Follow these steps to implement SSO authentication in your organization.

1. Map Out The Applications You Want to Connect to SSO

Identify which applications should be part of your SSO structure. Look at user login patterns and identify which users need to access which applications. Create SSO “bundles” for each set of applications commonly accessed by a group of users. See if your SSO solution has built-in integrations with them. If not, prepare development resources to build an integration.

2. Integrate With Identity Provider (IdP)

If you have your own identity provider, ensure the SSO solution can integrate and test the integration. Determine the protocol you will use to connect to the IdP, typically Security Assertion Markup Language (SAML). Otherwise, see which external IdPs your SSO solution supports—social login via platforms like Google or Facebook is commonly used and is convenient for most users.

3. Verify The Data in Your Identity Directory

For SSO to work, you must have accurate, authoritative information about your users. It is also critical for identities in your IdP to match up with identities used in applications connected via SSO. Ensure that each user in your user database has an up-to-date email and credentials. The data verification process is also an opportunity to remove old users and revoke unnecessary privileges.

4. Evaluate User Privileges

Before implementing SSO, carefully evaluate which users or roles have access to which applications. Most organizations adopt the least-privilege principle, where each user receives the minimal privileges they need to perform their function. Ensure you define privileges carefully, based on a solid understanding of the business uses of each application.

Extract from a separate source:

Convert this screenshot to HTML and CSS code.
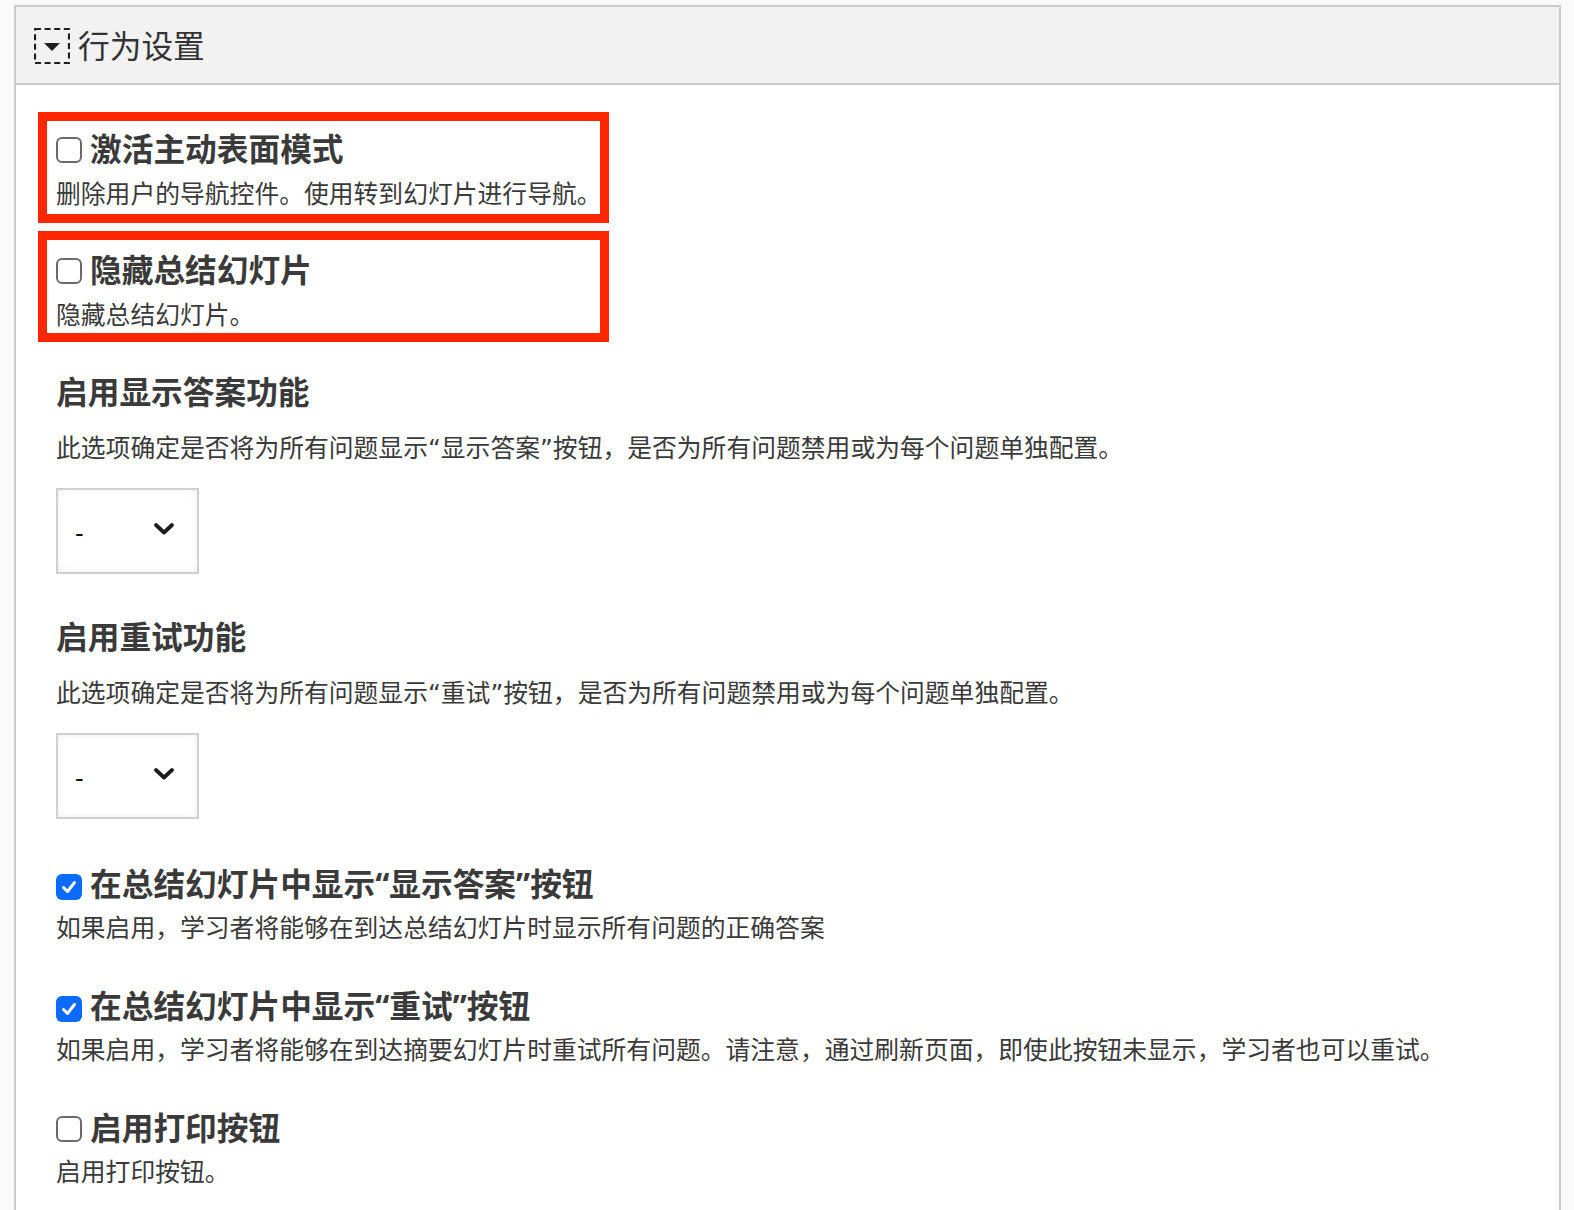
FILE: index.html
```html
<!DOCTYPE html>
<html lang="zh-CN">
<head>
    <meta charset="UTF-8">
    <meta name="viewport" content="width=device-width, initial-scale=1.0">
    <title>行为设置</title>
    <link rel="stylesheet" href="styles.css">
</head>
<body>
    <div class="group">
        <div class="group-head">
            <svg class="toggle" width="36" height="36" viewBox="0 0 36 36">
                <rect x="1" y="1" width="34" height="34" fill="none" stroke="#1e1e1e" stroke-width="2.2" stroke-dasharray="6 3.6"/>
                <path d="M10 15 L26 15 L18 23 Z" fill="#1e1e1e"/>
            </svg>
            <span class="group-title">行为设置</span>
        </div>

        <div class="group-body">
            <div class="field marked">
                <label class="field-label"><span class="check"></span>激活主动表面模式</label>
                <div class="field-desc">删除用户的导航控件。使用转到幻灯片进行导航。</div>
            </div>

            <div class="field marked second">
                <label class="field-label"><span class="check"></span>隐藏总结幻灯片</label>
                <div class="field-desc">隐藏总结幻灯片。</div>
            </div>

            <div class="field select-field first-select">
                <div class="field-label">启用显示答案功能</div>
                <div class="field-desc spaced">此选项确定是否将为所有问题显示“显示答案”按钮，是否为所有问题禁用或为每个问题单独配置。</div>
                <div class="select">
                    <span>-</span>
                    <svg width="24" height="16" viewBox="0 0 24 16">
                        <path d="M4 4 L12 11.5 L20 4" fill="none" stroke="#1c1c1c" stroke-width="3.8" stroke-linecap="round" stroke-linejoin="round"/>
                    </svg>
                </div>
            </div>

            <div class="field select-field">
                <div class="field-label">启用重试功能</div>
                <div class="field-desc spaced">此选项确定是否将为所有问题显示“重试”按钮，是否为所有问题禁用或为每个问题单独配置。</div>
                <div class="select">
                    <span>-</span>
                    <svg width="24" height="16" viewBox="0 0 24 16">
                        <path d="M4 4 L12 11.5 L20 4" fill="none" stroke="#1c1c1c" stroke-width="3.8" stroke-linecap="round" stroke-linejoin="round"/>
                    </svg>
                </div>
            </div>

            <div class="field after-select">
                <label class="field-label"><span class="check checked"><svg width="18" height="18" viewBox="0 0 18 18"><path d="M3.5 9.5 L7.5 13.5 L14.5 4.5" fill="none" stroke="#fff" stroke-width="3" stroke-linecap="round" stroke-linejoin="round"/></svg></span>在总结幻灯片中显示“显示答案”按钮</label>
                <div class="field-desc">如果启用，学习者将能够在到达总结幻灯片时显示所有问题的正确答案</div>
            </div>

            <div class="field">
                <label class="field-label"><span class="check checked"><svg width="18" height="18" viewBox="0 0 18 18"><path d="M3.5 9.5 L7.5 13.5 L14.5 4.5" fill="none" stroke="#fff" stroke-width="3" stroke-linecap="round" stroke-linejoin="round"/></svg></span>在总结幻灯片中显示“重试”按钮</label>
                <div class="field-desc">如果启用，学习者将能够在到达摘要幻灯片时重试所有问题。请注意，通过刷新页面，即使此按钮未显示，学习者也可以重试。</div>
            </div>

            <div class="field">
                <label class="field-label"><span class="check"></span>启用打印按钮</label>
                <div class="field-desc">启用打印按钮。</div>
            </div>
        </div>
    </div>
</body>
</html>
```

FILE: styles.css
```css
body {
    margin: 0;
    padding: 0;
    background-color: #fafafa;
    font-family: "DejaVu Sans", "Noto Sans CJK SC", sans-serif;
    color: #3a3a3a;
    overflow: hidden;
}

.group {
    margin: 5px 0 0 14px;
    width: 1547px;
    box-sizing: border-box;
    border: 2px solid #cbcbcb;
    border-bottom: none;
    background-color: #fff;
}

.group-head {
    display: flex;
    align-items: center;
    height: 76px;
    padding-left: 18px;
    background-color: #f2f2f2;
    border-bottom: 2px solid #cbcbcb;
}

.group-head .toggle {
    display: block;
    margin-top: 1px;
}

.group-title {
    margin-left: 8px;
    font-family: "Noto Sans CJK SC", sans-serif;
    font-size: 31.7px;
    font-weight: 400;
    color: #333;
    line-height: 1;
}

.group-body {
    padding: 27px 18px 60px 40px;
}

.field {
    margin-top: 39px;
}

.field-label {
    display: flex;
    align-items: center;
    font-family: "Noto Sans", "Noto Sans CJK SC", sans-serif;
    font-size: 31.7px;
    font-weight: bold;
    line-height: 41px;
    height: 41px;
    color: #3a3a3a;
    white-space: nowrap;
}

.field-desc {
    margin-top: 8px;
    font-size: 24.8px;
    line-height: 34px;
    color: #3a3a3a;
    white-space: nowrap;
}

.field-desc.spaced {
    margin-top: 20px;
}

/* red marker boxes */
.field.marked {
    margin-top: 0;
    margin-left: -18px;
    width: 571px;
    height: 111px;
    box-sizing: border-box;
    border: 9px solid #ff2600;
    padding: 7px 9px 0;
}

.field.marked .field-desc {
    margin-top: 9px;
}

.field.marked.second {
    margin-top: 8px;
    padding-top: 9px;
}

.check {
    display: inline-flex;
    align-items: center;
    justify-content: center;
    width: 26px;
    height: 26px;
    box-sizing: border-box;
    border: 2px solid #6a6a6a;
    border-radius: 6px;
    margin-right: 8px;
    margin-top: 2px;
    background-color: #fff;
    flex-shrink: 0;
}

.check.checked {
    border: none;
    background-color: #0b6bff;
    margin-top: 6px;
}

.select-field.first-select {
    margin-top: 29px;
}

.select-field {
    margin-top: 42px;
}

.field.after-select {
    margin-top: 44px;
}

.select {
    display: flex;
    align-items: center;
    justify-content: space-between;
    margin-top: 22px;
    width: 143px;
    height: 86px;
    box-sizing: border-box;
    border: 2px solid #cfcfcf;
    padding: 0 21px 0 17px;
    background-color: #fff;
    box-shadow: inset 0 0 8px rgba(0, 0, 0, 0.06);
    font-size: 24px;
    color: #111;
}

.select span {
    margin-top: 6px;
}

.select svg {
    display: block;
    margin-top: -4px;
}
```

5. Ensure The SSO System is Highly Available Secure

SSO is a mission-critical service and a single point of failure for your applications. If you are running the SSO server on-premises, you must set up redundancy and ensure the server has appropriate network and application layer security controls. If you are using a cloud service, see what reliability or availability tiers it offers, and select the most suitable for your organization. Ensure you have correctly configured the provider’s security options.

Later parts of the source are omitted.